T: Ah, the song I always cry at. I love the specificity of the colours in this song. The “holy orange bottles” and “I’ll paint the kitchen neon” evoke particular moments and feelings. There’s a different use of colour in ‘Miss Americana & The Heartbreak Prince’, perhaps my favourite song, as colour ties into its political interpretations. On one hand, “We’re so sad we paint the town blue” reflects the characters’ emotional states. Alternatively, blue is the colour of the Democratic party, and in “painting the town blue”, Swift is suggesting her political views. The song depicts her broader disconnect and horror with the state of politics, particularly the actions of the “bad guys”, a frustration she noted in a Rolling Stone interview. 

 

A: It’s followed on the album by ‘Paper Rings’, along with ‘Cornelia Street’, creating the best three-track run since 1989. ‘Paper Rings’ is about commitment, and it’s a more upbeat reworking of some of reputation’s best songs. Instead of desperately escaping “in a getaway car”, here Swift “want[s] to drive away with you”. “I want your midnights” in ‘New Year’s Day’ becomes the more domestic “I want your dreary Mondays”.

 

T: It’s a stellar three-track run!

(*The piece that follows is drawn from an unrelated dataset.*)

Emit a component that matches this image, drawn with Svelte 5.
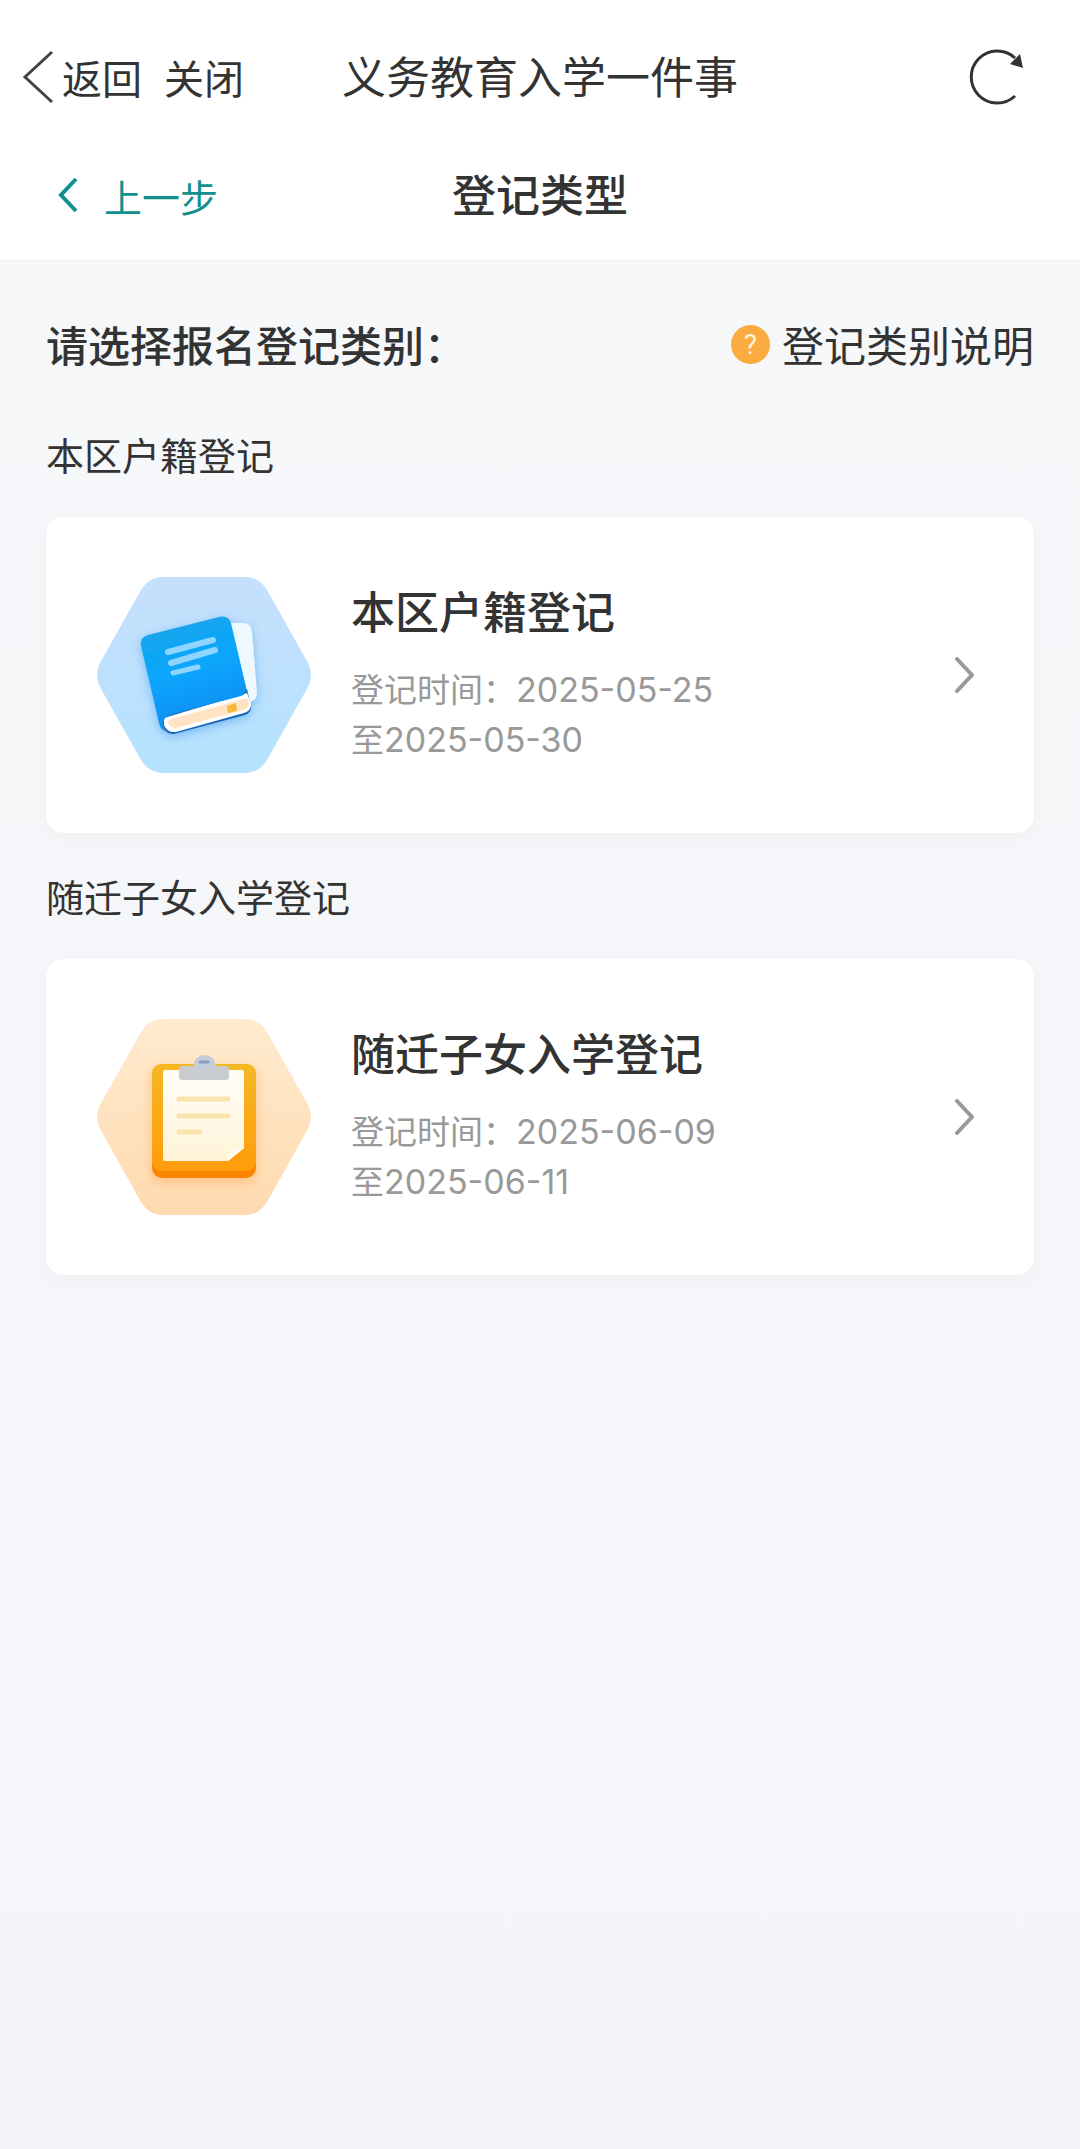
<script>
    const sections = [
        {
            label: "本区户籍登记",
            title: "本区户籍登记",
            start: "2025-05-25",
            end: "2025-05-30",
            icon: "book",
        },
        {
            label: "随迁子女入学登记",
            title: "随迁子女入学登记",
            start: "2025-06-09",
            end: "2025-06-11",
            icon: "clipboard",
        },
    ];

    const hexagon =
        "M66 0H148Q162 0 170 13L211 86Q217 98 211 110L170 183Q162 196 148 196H66Q52 196 44 183L3 110Q-3 98 3 86L44 13Q52 0 66 0Z";
</script>

<div class="page">
    <header>
        <div class="bar">
            <div class="actions">
                <button class="back">
                    <svg width="32" height="54" viewBox="0 0 32 54" aria-hidden="true">
                        <path d="M30 2L3 27L30 52" fill="none" stroke="#444" stroke-width="3" />
                    </svg>
                    返回
                </button>
                <button>关闭</button>
            </div>
            <span class="app-title">义务教育入学一件事</span>
            <button class="refresh" aria-label="刷新">
                <svg width="58" height="58" viewBox="0 0 58 58" aria-hidden="true">
                    <path d="M47 10A26 26 0 1 0 47 48" fill="none" stroke="#333" stroke-width="3" />
                    <path d="M52 6L55 20L42 16Z" fill="#333" />
                </svg>
            </button>
        </div>
        <div class="bar">
            <button class="prev">
                <svg width="20" height="36" viewBox="0 0 20 36" aria-hidden="true">
                    <path d="M18 2L3 18L18 34" fill="none" stroke="#11908f" stroke-width="4" />
                </svg>
                上一步
            </button>
            <h1>登记类型</h1>
        </div>
    </header>

    <main>
        <div class="intro">
            <h2>请选择报名登记类别：</h2>
            <button class="help"><span class="mark" aria-hidden="true">?</span>登记类别说明</button>
        </div>

        {#each sections as section}
            <section>
                <h3>{section.label}</h3>
                <a class="card" href="#{section.icon}">
                    <svg class="icon" width="214" height="196" viewBox="0 0 214 196" aria-hidden="true">
                        {#if section.icon === "book"}
                            <defs>
                                <linearGradient id="book-bg" x1="0" y1="0" x2="0" y2="1">
                                    <stop offset="0" stop-color="#c5e0fc" />
                                    <stop offset="1" stop-color="#b5e2ff" />
                                </linearGradient>
                                <linearGradient id="book-cover" x1="0" y1="0" x2="0.3" y2="1">
                                    <stop offset="0" stop-color="#1ba4e6" />
                                    <stop offset="0.55" stop-color="#0aa6fd" />
                                    <stop offset="1" stop-color="#098df0" />
                                </linearGradient>
                                <filter id="book-shadow" x="-20%" y="-20%" width="140%" height="150%">
                                    <feDropShadow dx="0" dy="3" stdDeviation="5" flood-color="#3c93e8" flood-opacity="0.5" />
                                </filter>
                            </defs>
                            <path d={hexagon} fill="url(#book-bg)" />
                            <g filter="url(#book-shadow)">
                                <path d="M130 46H146Q154 46 155 55L160 116Q160 122 155 124L145 128Z" fill="#eef9ff" />
                                <path d="M64 134L65 146Q67 158 77 157L148 138Q154 136 154 130L150 112Z" fill="#1768b8" />
                                <path d="M67 141L150 116L154 127Q154 134 147 136L79 155Q70 156 67 148Z" fill="#fff" />
                                <path d="M75 142L150 121L152 126Q152 131 146 133L79 151Q72 150 71 146Q71 143 75 142Z" fill="#ffe3c2" />
                                <path d="M130 129L139 126L140 134L131 136Z" fill="#f5b93c" />
                                <path
                                    d="M51 58L122 40Q131 38 134 46L149 110Q150 117 144 119L76 137Q66 139 66 148L67 154Q63 151 62 146L44 69Q42 61 51 58Z"
                                    fill="url(#book-cover)"
                                />
                            </g>
                            <g stroke="#8ed5ff" stroke-linecap="round">
                                <path d="M71 75L116 63M74 86L118 73" stroke-width="6" />
                                <path d="M76 96L101 90" stroke-width="5" />
                            </g>
                        {:else}
                            <defs>
                                <linearGradient id="clip-bg" x1="0" y1="0" x2="0" y2="1">
                                    <stop offset="0" stop-color="#ffebcf" />
                                    <stop offset="1" stop-color="#ffdab0" />
                                </linearGradient>
                                <linearGradient id="clip-board" x1="0" y1="0" x2="0" y2="1">
                                    <stop offset="0" stop-color="#f5b823" />
                                    <stop offset="1" stop-color="#ff9c0c" />
                                </linearGradient>
                                <linearGradient id="clip-paper" x1="0" y1="0" x2="0" y2="1">
                                    <stop offset="0" stop-color="#fffdf8" />
                                    <stop offset="1" stop-color="#fff4d8" />
                                </linearGradient>
                                <filter id="clip-shadow" x="-20%" y="-20%" width="140%" height="150%">
                                    <feDropShadow dx="0" dy="4" stdDeviation="6" flood-color="#ff9a3c" flood-opacity="0.45" />
                                </filter>
                            </defs>
                            <path d={hexagon} fill="url(#clip-bg)" />
                            <g filter="url(#clip-shadow)">
                                <rect x="55" y="60" width="104" height="99" rx="10" fill="#fb8504" />
                                <rect x="55" y="45" width="104" height="107" rx="9" fill="url(#clip-board)" />
                            </g>
                            <path d="M68 51H145Q147 51 147 53V129L131 142H68Q66 142 66 140V53Q66 51 68 51Z" fill="url(#clip-paper)" />
                            <path d="M147 129L131 142L134 131Q135 129 137 129Z" fill="#fffaf0" />
                            <path
                                d="M85 47H96Q98 36 108 36Q117 36 119 47H129Q132 47 132 50V58Q132 61 129 61H85Q82 61 82 58V50Q82 47 85 47Z"
                                fill="#c9cdd0"
                            />
                            <path d="M98 46Q99 37 108 37Q116 37 118 46L114 51H102Z" fill="#c3cddd" />
                            <path d="M103 43H111" stroke="#8c9cc4" stroke-width="3" stroke-linecap="round" />
                            <path d="M82 80H131M82 97H131M82 113H103" stroke="#fbe3ae" stroke-width="5" stroke-linecap="round" />
                        {/if}
                    </svg>
                    <div class="text">
                        <h4>{section.title}</h4>
                        <p>
                            <span>登记时间：<time>{section.start}</time></span>
                            <span>至<time>{section.end}</time></span>
                        </p>
                    </div>
                    <svg width="20" height="36" viewBox="0 0 20 36" aria-hidden="true">
                        <path
                            d="M2 2L17 18L2 34"
                            fill="none"
                            stroke="#999"
                            stroke-width="4"
                            stroke-linecap="round"
                            stroke-linejoin="round"
                        />
                    </svg>
                </a>
            </section>
        {/each}
    </main>
</div>

<style>
    :global(body) {
        background: #f4f6f9;
    }

    .page {
        min-height: 100vh;
        color: #333;
        background: linear-gradient(#f6f8fa, #f3f5f8);
        font-family: "Noto Sans CJK SC", sans-serif;
    }

    h1,
    h2,
    h3,
    h4,
    p {
        margin: 0;
    }

    button {
        display: flex;
        align-items: center;
        padding: 0;
        border: 0;
        background: none;
        color: inherit;
        font: inherit;
        cursor: pointer;
    }

    svg {
        flex: none;
    }

    header {
        padding: 18px 0 6px;
        background: #fff;
        border-bottom: 2px solid #f2f3f4;
    }

    .bar {
        display: grid;
        grid-template-columns: 1fr auto 1fr;
        align-items: center;
        height: 118px;
    }

    .actions {
        display: flex;
        gap: 22px;
        padding-left: 22px;
        font-size: 40px;
    }

    .back {
        gap: 8px;
    }

    .app-title,
    h1 {
        padding-bottom: 4px;
        font-size: 44px;
        line-height: 60px;
    }

    .app-title {
        font-weight: 400;
    }

    h1 {
        font-weight: 500;
    }

    .refresh {
        justify-self: end;
        margin-right: 54px;
    }

    .prev {
        gap: 26px;
        padding-left: 58px;
        color: #11908f;
        font-size: 38px;
    }

    main {
        padding: 52px 46px;
    }

    .intro {
        display: flex;
        align-items: center;
        justify-content: space-between;
        margin-bottom: 17px;
        font-size: 42px;
        line-height: 60px;
    }

    h2 {
        font-size: 42px;
        font-weight: 500;
    }

    .help {
        gap: 12px;
    }

    .mark {
        width: 39px;
        height: 39px;
        border-radius: 50%;
        background: #fbab3f;
        color: #fff3dc;
        font-family: Roboto, sans-serif;
        font-size: 28px;
        line-height: 39px;
        text-align: center;
    }

    section {
        padding-top: 34px;
    }

    h3 {
        margin-bottom: 34px;
        font-size: 38px;
        font-weight: 400;
        line-height: 58px;
    }

    .card {
        display: flex;
        align-items: center;
        padding: 60px 59px 60px 51px;
        border-radius: 18px;
        background: #fff;
        box-shadow: 0 6px 20px rgba(0, 0, 0, 0.03);
        color: inherit;
        text-decoration: none;
    }

    .text {
        flex: 1;
        margin-left: 40px;
        padding-bottom: 5px;
    }

    h4 {
        margin-bottom: 25px;
        font-size: 44px;
        font-weight: 500;
        line-height: 56px;
    }

    p {
        color: #999;
        font-size: 33px;
        line-height: 50px;
    }

    p span {
        display: block;
    }

    time {
        font-family: Inter, sans-serif;
        font-size: 34px;
        line-height: 1;
    }
</style>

Domesticity carries into ‘Cornelia Street’, which depicts an early relationship in a rented “place on Cornelia Street.” The introduction reminds me of flashback music, recalling specific moments in time. I like how often the music ‘drops out’. It’s widely noted that this occurs in Swift’s bridges, but here it’s at the start of the first and third choruses. This emphasises the emotional openness of “I hope I never lose you.”

 

A: The resounding falsetto chorus “I get mystified by how the city screams your name” creates a sense of premature nostalgia. This is also evident in the yearning, introspective “I’m so terrified of if you ever walk away,” foregrounding the intimate and the personal. If reputation was partly Swift creating a public persona, Lover is a more private album.

 

T: You hear that on ‘Cruel Summer’ too, which embraces the dichotomies of a hidden relationship. Traditional associations of summer are subverted: it’s ‘cruel’, mostly depicted at ‘night’, and gives way to feelings of ‘blue’. If on ‘Red’, “losing him was blue” and “loving him was red”, here red has brutal associations, as “If I bleed, you’ll be the last to know”.

 

A: The torturous relationship of this song reminds me of Romeo and Juliet, whose story Swift famously rewrote in ‘Love Story’. ‘Cruel Summer’ paints a more disturbing picture. If Juliet was waiting breezily “on a balcony in the summer air”, here the older Swift is desperately “always waiting for you to be waiting below”. When she “sn[eaks] in through the garden gate” it is, ominously, “to seal [her] fate”. ‘Cruel Summer’ restores the tragedy that she’d excised on ‘Love Story’. Lover often characterises relationships as violent, but the end of the album resolves this trope. On the final track, ‘Daylight’, she rejects the intertwining of violence and affection, singing “threw out our cloaks and our daggers because it’s morning now.” 

 

T: “It’s brighter now,” and a great note to end on! While we haven’t talked about “the things [we] hate” on this album, and there certainly are things to dislike here, it’s still a great album. Fingers crossed the next single is ‘Cruel Summer’!

 

A: I am a major reputation defender, and while it may still be my favourite album to listen to, Lover’s coming close. It may be an overstatement to say “there’s nothing like this”, but the album reconsiders the past and points towards a “golden” future. While it’s not golden, ‘Paper Rings’ would also make for a great next single. Darling, it’s the one I want!